ROME CITY – The flooding that deluged Fort Wayne last week has receded, but some Noble County residents still wrestled with high water Wednesday as homes and roads remained underwater.
The flooding is severe enough that the American Red Cross delivered bottled water and cleanup kits to the southern part of the county Wednesday.
High water hit at least 150 homes in the county, most in flood plains around the area's many lakes, said Michael T. Newton, the county's emergency management director.
The homes around Jones, Steinbarger, Tamarack and Waldron lakes, in particular, were hardest hit because the lakes act as drainage basins for a large area, he said.
Water has receded from many of the affected homes, Newton said. But earlier in the week, flooding at Waldron Lake was still severe enough that Dave Marshall had to strap on his waders to move a neighbor's pontoon boat that had drifted into what was once his front yard.
For Marshall, 54, the flooding has become almost routine. During the winter, he and his wife live in the second floor of their two-story concrete lakefront house, and they made sure to put any downstairs appliances on stilts, well above the flood line. This way, he explained, it isn't a disaster when the first floor floods.
"We've kind of learned and kind of live with it," he said. "But it's frustrating."
Water from the swollen lake still lapped against the front of his house Wednesday. Homes in lower areas on the south side of the lake were entirely surrounded by water.

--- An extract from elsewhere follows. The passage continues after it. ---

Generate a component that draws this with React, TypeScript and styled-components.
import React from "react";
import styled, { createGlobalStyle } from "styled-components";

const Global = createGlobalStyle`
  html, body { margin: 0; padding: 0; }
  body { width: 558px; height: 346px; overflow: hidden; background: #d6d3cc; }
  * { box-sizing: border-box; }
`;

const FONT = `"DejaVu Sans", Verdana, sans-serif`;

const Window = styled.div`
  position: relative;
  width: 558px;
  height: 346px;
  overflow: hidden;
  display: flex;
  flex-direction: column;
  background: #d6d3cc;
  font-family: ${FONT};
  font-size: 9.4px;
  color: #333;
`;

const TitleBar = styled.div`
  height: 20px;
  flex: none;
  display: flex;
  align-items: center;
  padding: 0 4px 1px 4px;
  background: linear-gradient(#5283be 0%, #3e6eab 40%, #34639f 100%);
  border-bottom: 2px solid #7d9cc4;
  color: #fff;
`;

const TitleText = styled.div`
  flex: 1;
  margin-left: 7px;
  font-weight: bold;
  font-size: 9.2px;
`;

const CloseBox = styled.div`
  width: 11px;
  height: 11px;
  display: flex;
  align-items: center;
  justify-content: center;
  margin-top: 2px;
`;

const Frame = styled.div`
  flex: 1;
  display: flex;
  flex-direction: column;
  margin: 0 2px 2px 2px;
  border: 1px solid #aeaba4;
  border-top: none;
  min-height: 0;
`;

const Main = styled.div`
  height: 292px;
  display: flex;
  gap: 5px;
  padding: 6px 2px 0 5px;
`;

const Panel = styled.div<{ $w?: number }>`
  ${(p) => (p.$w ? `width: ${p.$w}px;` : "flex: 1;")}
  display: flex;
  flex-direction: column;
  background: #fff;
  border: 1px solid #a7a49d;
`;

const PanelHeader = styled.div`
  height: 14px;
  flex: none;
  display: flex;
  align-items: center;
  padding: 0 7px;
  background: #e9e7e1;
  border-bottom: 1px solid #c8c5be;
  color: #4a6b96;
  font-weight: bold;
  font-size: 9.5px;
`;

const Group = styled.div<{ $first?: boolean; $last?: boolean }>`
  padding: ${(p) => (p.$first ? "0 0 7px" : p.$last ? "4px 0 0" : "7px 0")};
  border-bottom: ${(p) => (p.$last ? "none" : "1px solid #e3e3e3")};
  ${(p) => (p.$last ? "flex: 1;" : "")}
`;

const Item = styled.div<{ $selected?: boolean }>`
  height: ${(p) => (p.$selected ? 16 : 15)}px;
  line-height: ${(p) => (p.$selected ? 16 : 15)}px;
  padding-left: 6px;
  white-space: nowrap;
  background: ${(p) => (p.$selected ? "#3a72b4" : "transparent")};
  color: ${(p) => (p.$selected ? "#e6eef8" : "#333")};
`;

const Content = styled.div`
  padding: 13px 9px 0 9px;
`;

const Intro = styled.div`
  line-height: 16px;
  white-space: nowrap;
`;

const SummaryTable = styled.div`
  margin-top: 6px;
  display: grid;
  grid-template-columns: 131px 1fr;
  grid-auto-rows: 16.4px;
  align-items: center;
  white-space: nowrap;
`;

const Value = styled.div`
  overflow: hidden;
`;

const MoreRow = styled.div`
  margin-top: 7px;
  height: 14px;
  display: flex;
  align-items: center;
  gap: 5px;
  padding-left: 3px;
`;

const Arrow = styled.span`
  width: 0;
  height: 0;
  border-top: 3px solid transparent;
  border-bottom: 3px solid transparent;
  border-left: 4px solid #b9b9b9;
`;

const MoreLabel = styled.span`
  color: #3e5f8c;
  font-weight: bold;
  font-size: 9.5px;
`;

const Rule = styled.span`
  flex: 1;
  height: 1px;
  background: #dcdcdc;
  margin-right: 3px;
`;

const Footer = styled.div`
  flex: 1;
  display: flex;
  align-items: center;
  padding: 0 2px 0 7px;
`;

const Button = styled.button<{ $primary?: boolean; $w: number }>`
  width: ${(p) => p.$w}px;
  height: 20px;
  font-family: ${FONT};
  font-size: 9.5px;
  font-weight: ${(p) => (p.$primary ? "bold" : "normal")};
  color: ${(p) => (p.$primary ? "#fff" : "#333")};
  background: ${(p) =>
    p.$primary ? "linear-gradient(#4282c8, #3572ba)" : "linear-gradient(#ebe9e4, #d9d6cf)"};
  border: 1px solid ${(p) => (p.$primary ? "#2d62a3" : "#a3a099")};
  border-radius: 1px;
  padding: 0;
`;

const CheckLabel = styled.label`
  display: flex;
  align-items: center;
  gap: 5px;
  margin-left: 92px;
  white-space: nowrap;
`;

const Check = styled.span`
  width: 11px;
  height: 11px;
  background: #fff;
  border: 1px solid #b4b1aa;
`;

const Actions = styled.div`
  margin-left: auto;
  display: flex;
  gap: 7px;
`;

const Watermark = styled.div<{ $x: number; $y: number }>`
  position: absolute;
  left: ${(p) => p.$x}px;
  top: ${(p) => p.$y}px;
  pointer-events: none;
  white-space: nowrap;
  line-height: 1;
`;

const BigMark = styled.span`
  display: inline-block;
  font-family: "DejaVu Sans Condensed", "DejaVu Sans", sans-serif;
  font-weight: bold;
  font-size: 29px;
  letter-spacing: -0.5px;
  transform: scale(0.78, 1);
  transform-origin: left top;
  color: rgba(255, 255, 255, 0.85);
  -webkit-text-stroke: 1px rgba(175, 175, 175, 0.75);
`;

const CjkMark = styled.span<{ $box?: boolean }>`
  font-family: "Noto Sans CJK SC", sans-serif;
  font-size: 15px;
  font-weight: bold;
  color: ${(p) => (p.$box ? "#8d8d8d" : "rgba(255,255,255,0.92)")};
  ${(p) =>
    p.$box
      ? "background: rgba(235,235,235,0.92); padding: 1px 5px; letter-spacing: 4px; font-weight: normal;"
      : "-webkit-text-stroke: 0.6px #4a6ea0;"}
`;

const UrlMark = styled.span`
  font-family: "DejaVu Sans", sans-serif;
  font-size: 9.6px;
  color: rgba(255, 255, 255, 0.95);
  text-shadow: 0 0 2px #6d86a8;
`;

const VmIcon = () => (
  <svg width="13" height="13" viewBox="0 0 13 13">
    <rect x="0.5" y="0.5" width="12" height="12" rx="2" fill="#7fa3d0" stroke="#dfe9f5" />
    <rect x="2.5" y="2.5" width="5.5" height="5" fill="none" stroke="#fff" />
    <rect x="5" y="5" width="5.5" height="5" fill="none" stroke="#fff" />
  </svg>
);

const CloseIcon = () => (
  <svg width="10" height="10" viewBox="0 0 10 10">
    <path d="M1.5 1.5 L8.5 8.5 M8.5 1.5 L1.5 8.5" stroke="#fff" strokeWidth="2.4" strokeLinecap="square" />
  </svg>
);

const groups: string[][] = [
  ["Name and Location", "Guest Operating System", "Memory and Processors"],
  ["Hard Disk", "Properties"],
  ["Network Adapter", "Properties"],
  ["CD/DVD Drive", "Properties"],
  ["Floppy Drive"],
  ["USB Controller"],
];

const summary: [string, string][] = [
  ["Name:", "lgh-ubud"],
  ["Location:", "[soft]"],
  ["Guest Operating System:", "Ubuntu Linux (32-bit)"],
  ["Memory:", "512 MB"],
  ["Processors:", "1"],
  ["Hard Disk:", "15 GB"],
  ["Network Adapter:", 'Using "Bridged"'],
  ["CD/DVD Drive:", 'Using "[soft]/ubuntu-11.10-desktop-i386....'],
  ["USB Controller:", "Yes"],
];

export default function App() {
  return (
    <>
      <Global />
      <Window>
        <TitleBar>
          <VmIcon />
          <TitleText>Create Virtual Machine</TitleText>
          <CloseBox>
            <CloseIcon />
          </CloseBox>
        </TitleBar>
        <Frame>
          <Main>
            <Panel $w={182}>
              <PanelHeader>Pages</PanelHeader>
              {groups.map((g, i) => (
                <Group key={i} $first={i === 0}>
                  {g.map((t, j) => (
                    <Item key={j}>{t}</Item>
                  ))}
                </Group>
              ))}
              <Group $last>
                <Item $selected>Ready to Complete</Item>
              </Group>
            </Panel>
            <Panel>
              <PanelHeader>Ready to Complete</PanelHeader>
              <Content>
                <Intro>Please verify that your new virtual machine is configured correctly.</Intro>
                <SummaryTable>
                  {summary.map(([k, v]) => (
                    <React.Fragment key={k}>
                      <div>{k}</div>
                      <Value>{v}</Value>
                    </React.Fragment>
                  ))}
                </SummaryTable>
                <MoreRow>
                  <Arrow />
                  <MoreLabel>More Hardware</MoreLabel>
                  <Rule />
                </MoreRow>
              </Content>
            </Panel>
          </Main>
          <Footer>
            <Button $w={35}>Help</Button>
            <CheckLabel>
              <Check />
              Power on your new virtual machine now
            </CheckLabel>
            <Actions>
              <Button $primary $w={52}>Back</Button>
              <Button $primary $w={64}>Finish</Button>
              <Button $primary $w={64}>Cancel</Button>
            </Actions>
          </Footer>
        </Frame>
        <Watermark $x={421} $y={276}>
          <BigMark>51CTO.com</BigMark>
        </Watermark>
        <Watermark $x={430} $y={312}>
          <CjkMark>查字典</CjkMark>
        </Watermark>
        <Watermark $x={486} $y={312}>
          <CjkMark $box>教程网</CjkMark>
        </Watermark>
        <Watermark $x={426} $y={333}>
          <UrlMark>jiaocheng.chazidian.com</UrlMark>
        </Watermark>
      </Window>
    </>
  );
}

Part of the problem is that several inlets feed into the four chain lakes and only the Elkhart River drains the area, Newton said.
A U.S. Geological Survey gauge downstream from the lake shows the Elkhart River crested about 6 inches below the 8-foot flood stage. But homes upstream started to flood when the river rose to 2 feet below flood stage, he added.
Because most of the flooded homeowners live on or near flood plains and were presumably at least somewhat prepared, much of the damage didn't destroy the homes, Newton said. But the flooding is still devastating
"Your heart just goes out to the people who got flooded out," he said.
County officials are still trying to tally the cost of the flood in the hopes local government and homeowners can qualify for federal relief dollars, Newton said.